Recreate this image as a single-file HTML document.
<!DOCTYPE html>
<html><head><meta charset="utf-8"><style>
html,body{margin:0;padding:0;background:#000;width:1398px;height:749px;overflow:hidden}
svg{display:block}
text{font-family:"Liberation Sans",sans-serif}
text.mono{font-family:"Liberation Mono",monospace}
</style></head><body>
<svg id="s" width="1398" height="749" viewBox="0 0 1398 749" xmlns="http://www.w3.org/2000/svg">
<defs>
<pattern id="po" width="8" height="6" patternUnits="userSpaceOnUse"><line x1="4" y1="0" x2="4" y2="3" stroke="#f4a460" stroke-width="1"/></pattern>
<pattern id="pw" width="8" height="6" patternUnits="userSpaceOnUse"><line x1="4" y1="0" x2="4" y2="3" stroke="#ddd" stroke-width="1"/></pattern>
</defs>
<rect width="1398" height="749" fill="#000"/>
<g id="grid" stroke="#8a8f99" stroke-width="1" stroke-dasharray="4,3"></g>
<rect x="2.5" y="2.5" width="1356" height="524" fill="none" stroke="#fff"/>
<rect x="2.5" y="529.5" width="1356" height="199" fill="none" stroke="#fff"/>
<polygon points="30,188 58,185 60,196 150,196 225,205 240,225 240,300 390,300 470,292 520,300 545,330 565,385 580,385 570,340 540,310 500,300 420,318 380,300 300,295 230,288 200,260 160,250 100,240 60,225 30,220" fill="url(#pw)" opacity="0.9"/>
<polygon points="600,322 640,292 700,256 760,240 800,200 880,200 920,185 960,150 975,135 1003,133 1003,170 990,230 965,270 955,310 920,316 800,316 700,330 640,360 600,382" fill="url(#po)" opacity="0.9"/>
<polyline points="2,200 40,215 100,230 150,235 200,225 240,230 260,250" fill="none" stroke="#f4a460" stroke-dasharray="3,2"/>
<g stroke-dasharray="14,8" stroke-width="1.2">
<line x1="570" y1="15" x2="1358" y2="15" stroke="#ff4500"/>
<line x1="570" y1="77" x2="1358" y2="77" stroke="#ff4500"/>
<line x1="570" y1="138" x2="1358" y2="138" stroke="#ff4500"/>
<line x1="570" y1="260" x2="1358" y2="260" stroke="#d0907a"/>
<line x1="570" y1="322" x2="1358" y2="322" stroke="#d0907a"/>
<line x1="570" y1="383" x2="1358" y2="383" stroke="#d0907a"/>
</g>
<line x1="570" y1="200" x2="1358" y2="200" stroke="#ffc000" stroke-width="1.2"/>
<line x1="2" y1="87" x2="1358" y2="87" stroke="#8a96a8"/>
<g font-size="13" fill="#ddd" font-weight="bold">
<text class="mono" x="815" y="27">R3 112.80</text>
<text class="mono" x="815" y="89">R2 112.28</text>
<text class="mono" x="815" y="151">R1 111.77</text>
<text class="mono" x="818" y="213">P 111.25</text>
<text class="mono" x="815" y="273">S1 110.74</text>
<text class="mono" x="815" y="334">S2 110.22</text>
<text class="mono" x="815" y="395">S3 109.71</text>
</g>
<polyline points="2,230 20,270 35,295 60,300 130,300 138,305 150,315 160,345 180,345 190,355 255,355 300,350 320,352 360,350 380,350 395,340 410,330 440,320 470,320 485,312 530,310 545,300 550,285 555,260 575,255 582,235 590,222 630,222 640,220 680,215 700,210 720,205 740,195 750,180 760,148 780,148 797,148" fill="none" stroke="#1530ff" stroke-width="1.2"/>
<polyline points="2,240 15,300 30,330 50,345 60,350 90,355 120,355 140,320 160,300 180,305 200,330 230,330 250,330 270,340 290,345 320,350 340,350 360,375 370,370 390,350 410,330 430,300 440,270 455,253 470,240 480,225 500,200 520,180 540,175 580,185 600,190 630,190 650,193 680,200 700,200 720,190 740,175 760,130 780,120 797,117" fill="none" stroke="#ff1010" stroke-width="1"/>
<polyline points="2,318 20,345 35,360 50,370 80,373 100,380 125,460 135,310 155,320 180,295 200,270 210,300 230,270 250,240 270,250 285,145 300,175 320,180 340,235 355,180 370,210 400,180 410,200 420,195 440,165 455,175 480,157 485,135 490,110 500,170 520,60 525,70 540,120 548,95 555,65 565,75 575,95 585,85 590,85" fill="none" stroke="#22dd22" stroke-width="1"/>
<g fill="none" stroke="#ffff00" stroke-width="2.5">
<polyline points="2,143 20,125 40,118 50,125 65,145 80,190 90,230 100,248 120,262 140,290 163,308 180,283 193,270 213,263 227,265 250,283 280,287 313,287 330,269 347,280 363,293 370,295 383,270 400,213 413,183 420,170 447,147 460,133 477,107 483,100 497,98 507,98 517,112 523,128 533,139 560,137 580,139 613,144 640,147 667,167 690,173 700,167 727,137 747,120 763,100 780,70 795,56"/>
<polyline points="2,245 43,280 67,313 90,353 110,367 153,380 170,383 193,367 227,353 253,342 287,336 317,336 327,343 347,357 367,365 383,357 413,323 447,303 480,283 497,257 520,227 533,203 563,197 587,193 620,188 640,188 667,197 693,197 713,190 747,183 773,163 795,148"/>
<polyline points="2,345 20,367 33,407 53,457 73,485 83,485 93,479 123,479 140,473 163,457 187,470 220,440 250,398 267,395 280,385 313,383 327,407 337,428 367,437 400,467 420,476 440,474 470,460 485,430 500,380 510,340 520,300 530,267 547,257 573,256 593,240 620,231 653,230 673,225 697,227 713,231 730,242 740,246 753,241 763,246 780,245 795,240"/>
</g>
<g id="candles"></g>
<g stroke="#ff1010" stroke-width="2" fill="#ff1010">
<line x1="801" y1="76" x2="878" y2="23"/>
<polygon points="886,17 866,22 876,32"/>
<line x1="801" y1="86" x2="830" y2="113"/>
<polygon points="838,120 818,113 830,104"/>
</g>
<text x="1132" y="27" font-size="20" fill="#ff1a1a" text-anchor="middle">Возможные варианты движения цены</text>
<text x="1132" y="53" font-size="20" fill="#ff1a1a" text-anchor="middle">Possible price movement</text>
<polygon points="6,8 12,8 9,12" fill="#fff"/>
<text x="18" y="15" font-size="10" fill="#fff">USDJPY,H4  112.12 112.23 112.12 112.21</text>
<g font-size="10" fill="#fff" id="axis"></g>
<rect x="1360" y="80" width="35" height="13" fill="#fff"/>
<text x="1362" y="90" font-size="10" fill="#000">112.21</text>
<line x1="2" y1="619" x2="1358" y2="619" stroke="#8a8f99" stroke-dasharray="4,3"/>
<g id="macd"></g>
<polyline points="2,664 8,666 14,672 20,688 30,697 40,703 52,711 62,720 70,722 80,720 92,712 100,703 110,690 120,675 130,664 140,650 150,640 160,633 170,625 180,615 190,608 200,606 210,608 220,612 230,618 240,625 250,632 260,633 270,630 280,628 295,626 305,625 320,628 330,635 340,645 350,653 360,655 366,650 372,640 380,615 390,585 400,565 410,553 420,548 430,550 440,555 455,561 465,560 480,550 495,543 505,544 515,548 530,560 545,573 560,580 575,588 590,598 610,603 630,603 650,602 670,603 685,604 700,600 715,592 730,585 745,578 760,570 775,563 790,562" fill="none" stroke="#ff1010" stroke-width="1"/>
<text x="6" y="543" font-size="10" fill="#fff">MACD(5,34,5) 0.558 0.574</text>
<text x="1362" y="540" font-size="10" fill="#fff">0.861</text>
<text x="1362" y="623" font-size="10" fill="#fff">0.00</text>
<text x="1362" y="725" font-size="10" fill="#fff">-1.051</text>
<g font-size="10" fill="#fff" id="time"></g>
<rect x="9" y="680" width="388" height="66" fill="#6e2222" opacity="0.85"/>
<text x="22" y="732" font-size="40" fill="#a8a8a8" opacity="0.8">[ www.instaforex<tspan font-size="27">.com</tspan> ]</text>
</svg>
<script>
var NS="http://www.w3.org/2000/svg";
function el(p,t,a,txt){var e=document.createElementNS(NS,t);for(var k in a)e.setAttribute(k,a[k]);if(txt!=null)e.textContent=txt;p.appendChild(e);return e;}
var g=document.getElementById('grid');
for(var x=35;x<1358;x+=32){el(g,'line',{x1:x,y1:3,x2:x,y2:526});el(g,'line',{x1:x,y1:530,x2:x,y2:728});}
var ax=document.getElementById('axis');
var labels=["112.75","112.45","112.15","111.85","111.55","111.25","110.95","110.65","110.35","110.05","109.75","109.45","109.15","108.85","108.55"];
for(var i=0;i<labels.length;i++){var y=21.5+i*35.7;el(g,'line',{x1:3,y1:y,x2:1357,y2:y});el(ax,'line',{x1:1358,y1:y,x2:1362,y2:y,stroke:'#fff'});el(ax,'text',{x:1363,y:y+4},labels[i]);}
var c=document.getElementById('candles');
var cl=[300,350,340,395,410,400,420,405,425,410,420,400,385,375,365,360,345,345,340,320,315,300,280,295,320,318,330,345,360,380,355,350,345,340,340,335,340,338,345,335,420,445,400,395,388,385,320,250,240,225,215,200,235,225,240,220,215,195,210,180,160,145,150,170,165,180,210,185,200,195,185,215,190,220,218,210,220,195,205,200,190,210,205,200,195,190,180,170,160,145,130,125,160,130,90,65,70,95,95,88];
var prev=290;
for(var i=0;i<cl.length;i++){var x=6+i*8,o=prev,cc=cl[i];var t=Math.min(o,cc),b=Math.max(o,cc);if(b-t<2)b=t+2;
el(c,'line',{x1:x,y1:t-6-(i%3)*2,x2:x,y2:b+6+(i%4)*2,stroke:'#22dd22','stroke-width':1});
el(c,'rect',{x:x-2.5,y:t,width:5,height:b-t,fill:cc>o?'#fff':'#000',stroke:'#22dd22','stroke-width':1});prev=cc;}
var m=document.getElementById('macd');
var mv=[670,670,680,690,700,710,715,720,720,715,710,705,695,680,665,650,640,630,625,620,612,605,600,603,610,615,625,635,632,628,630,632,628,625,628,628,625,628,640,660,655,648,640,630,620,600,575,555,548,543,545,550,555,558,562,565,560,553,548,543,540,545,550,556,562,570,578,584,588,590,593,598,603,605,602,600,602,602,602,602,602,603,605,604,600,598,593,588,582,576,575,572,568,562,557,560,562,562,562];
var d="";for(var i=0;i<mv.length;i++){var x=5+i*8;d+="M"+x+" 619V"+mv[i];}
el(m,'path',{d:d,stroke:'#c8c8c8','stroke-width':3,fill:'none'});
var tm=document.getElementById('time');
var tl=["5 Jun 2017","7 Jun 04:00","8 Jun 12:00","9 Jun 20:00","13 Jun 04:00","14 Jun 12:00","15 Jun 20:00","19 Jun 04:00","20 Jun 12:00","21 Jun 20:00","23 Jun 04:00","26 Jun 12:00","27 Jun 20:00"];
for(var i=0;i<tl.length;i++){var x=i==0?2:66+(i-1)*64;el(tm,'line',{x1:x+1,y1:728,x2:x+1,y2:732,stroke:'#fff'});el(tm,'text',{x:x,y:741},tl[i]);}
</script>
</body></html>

-----

Your task —
All lines in the data that contain the word "document" should be copied.

Written answer —
Recreate this image as a single-file HTML document.
function el(p,t,a,txt){var e=document.createElementNS(NS,t);for(var k in a)e.setAttribute(k,a[k]);if(txt!=null)e.textContent=txt;p.appendChild(e);return e;}
var g=document.getElementById('grid');
var ax=document.getElementById('axis');
var c=document.getElementById('candles');
var m=document.getElementById('macd');
var tm=document.getElementById('time');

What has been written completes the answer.